-- Begin THE DATA --

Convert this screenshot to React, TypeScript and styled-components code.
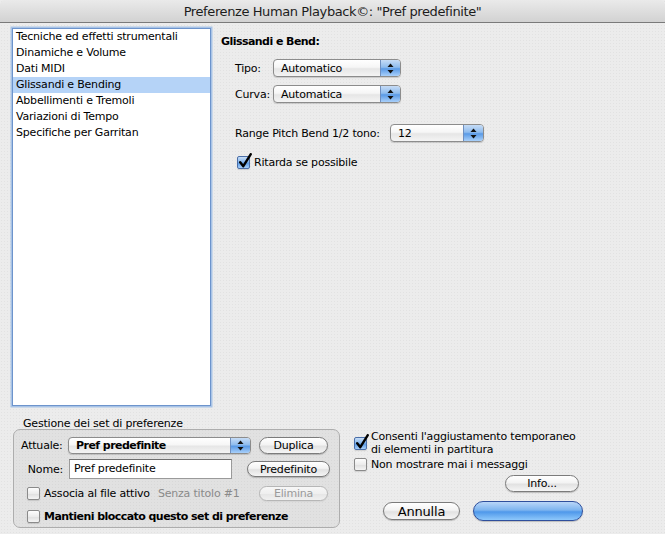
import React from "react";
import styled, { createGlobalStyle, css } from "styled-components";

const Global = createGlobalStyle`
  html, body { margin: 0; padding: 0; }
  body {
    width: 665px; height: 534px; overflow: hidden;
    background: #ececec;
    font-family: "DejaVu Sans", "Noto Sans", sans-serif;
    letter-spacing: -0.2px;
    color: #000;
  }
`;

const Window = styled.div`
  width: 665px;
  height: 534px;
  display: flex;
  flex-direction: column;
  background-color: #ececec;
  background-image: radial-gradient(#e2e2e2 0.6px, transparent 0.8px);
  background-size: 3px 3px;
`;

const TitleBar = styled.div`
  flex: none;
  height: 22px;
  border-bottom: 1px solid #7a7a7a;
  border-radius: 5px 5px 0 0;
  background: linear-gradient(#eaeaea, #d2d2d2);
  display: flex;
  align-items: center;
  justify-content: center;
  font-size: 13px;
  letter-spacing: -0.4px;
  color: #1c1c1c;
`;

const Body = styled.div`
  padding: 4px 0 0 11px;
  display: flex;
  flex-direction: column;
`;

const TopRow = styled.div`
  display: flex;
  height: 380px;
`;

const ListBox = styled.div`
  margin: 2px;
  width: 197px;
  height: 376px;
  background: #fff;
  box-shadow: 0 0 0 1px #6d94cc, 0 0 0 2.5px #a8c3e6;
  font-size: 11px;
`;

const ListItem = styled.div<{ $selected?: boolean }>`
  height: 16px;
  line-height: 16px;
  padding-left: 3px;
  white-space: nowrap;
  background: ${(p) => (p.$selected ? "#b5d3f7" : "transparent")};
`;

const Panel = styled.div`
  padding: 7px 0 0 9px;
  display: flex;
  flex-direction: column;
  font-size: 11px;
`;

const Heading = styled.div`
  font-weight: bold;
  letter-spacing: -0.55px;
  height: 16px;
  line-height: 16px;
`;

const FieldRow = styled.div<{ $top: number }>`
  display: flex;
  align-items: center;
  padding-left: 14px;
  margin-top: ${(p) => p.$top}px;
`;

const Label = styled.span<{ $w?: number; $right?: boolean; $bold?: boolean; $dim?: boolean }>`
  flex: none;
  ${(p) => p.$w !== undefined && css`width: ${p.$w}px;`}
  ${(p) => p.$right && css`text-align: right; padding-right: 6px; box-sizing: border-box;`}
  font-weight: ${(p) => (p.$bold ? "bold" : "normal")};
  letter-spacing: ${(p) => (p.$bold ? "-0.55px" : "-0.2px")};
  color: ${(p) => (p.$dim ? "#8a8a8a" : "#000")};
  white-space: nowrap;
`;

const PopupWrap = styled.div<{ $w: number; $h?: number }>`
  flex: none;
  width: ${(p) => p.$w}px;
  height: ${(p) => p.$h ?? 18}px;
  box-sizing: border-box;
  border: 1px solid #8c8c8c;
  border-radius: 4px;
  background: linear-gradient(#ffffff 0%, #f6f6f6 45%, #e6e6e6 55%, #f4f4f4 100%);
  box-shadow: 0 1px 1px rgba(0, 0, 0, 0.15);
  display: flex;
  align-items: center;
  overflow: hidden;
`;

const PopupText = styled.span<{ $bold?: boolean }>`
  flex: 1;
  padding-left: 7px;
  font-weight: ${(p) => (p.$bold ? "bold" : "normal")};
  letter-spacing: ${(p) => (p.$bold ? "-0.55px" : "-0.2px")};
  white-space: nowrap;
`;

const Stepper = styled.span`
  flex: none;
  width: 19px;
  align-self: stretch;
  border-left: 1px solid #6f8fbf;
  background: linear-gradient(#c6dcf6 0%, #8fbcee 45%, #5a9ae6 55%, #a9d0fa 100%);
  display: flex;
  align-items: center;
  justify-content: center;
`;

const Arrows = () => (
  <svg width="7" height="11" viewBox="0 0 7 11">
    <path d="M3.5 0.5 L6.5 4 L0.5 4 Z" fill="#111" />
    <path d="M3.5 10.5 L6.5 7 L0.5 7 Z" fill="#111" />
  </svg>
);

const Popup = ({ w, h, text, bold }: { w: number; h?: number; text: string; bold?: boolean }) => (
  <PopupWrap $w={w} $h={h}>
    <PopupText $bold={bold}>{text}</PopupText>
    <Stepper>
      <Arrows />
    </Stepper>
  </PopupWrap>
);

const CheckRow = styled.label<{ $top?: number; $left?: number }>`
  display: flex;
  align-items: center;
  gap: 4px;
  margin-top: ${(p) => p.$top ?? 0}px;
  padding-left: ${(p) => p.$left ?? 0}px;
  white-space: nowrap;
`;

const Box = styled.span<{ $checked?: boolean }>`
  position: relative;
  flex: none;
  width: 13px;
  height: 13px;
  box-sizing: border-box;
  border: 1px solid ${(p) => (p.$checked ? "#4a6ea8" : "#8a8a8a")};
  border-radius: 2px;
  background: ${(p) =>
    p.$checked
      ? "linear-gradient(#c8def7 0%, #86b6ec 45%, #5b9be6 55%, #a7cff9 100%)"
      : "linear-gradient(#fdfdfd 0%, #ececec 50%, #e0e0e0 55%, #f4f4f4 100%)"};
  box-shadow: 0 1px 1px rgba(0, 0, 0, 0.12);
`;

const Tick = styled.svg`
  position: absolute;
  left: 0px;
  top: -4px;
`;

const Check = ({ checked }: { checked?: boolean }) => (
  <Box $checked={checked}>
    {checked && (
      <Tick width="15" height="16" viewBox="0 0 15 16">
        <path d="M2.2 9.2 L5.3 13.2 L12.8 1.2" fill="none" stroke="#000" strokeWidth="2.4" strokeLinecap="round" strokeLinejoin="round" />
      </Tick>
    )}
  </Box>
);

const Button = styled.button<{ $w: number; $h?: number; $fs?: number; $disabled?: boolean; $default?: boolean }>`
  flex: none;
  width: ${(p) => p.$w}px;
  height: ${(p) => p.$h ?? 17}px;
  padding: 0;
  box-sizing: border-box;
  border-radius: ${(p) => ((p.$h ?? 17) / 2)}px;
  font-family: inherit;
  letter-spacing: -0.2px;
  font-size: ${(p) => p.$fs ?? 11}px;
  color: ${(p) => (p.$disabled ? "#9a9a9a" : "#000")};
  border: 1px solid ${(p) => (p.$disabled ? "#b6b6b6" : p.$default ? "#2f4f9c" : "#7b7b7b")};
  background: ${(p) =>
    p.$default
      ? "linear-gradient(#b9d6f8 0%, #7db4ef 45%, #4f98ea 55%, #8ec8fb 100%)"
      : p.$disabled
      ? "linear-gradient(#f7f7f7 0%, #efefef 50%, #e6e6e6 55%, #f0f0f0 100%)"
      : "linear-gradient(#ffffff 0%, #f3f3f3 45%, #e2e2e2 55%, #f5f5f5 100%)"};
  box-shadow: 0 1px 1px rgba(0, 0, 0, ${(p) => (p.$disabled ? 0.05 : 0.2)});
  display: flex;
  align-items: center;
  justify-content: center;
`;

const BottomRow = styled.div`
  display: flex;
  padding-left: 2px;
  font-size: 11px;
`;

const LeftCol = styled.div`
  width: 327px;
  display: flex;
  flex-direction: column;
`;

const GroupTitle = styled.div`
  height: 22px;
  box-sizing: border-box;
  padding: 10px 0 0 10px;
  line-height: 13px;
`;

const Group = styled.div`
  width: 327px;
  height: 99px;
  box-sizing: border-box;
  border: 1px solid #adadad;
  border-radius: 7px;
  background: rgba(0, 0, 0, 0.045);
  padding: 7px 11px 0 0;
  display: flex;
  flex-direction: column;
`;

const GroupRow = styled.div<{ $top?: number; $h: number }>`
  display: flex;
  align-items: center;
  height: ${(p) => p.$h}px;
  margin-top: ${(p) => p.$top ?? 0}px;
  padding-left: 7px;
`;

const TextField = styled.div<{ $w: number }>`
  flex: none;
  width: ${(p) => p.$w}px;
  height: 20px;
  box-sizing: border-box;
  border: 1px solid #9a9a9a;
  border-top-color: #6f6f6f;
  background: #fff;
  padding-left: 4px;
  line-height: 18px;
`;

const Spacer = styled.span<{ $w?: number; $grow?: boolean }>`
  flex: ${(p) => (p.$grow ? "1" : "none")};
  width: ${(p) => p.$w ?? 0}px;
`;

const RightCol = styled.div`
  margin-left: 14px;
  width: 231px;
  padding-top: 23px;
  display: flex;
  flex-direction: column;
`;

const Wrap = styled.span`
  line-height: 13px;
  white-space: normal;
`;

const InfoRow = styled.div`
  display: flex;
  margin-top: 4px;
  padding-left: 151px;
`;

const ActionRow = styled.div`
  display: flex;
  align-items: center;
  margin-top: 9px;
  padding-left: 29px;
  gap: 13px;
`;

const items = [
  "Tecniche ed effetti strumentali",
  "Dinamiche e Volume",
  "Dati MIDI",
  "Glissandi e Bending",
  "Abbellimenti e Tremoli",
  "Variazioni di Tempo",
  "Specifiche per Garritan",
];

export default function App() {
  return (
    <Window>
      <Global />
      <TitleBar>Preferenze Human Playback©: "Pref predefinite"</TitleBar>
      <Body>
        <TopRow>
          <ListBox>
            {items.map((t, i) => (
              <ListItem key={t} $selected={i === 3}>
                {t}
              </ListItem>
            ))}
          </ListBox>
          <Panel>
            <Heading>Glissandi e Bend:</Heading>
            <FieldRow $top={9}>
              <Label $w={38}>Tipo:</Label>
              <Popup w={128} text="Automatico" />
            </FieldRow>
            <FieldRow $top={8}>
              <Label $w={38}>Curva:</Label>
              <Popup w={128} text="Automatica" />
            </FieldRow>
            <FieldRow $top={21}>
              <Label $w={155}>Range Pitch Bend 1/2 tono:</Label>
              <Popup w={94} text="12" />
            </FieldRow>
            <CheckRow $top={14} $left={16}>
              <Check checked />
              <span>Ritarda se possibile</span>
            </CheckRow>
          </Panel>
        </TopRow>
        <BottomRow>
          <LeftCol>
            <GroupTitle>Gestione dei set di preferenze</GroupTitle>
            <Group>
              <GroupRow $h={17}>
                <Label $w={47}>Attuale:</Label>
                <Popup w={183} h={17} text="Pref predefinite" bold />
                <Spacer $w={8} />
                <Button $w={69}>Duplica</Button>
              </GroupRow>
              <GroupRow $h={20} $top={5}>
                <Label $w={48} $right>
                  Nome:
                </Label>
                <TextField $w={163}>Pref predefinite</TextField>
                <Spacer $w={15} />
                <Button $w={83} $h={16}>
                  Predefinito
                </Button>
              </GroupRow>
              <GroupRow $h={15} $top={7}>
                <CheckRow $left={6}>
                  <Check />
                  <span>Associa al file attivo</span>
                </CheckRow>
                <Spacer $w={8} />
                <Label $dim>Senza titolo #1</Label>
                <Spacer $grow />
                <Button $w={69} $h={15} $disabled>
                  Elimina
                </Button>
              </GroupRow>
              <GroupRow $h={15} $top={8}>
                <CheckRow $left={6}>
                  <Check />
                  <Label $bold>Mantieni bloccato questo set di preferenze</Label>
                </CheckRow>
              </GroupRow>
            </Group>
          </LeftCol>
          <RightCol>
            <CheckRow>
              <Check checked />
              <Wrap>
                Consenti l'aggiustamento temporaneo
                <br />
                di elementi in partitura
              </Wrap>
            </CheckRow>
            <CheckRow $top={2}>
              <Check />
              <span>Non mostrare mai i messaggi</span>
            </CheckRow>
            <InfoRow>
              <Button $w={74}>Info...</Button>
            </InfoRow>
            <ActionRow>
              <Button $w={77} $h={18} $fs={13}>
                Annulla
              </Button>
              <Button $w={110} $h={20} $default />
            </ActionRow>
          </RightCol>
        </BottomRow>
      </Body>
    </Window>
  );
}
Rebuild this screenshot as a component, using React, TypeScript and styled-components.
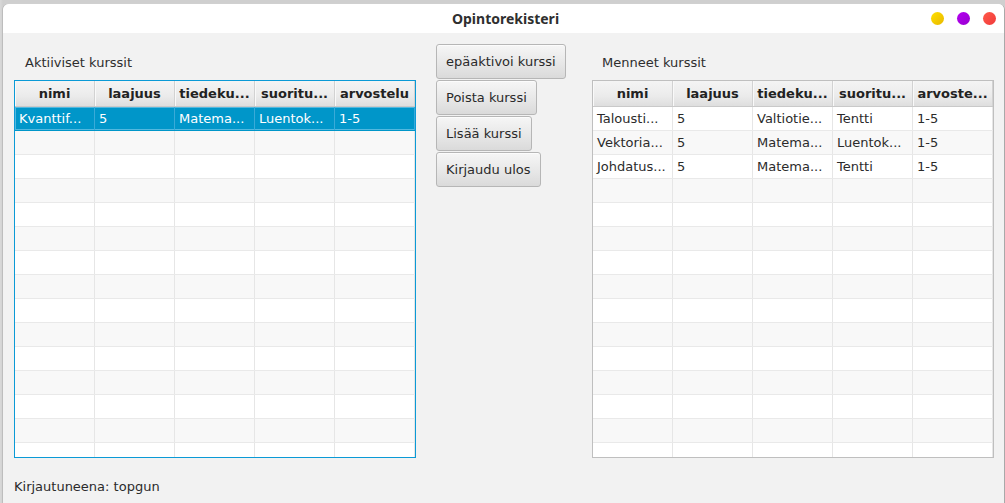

-- End THE DATA --

Count the lines in the records above that contain the word "this", and give only the number.

▶ [COMPLETE OUTPUT]:
2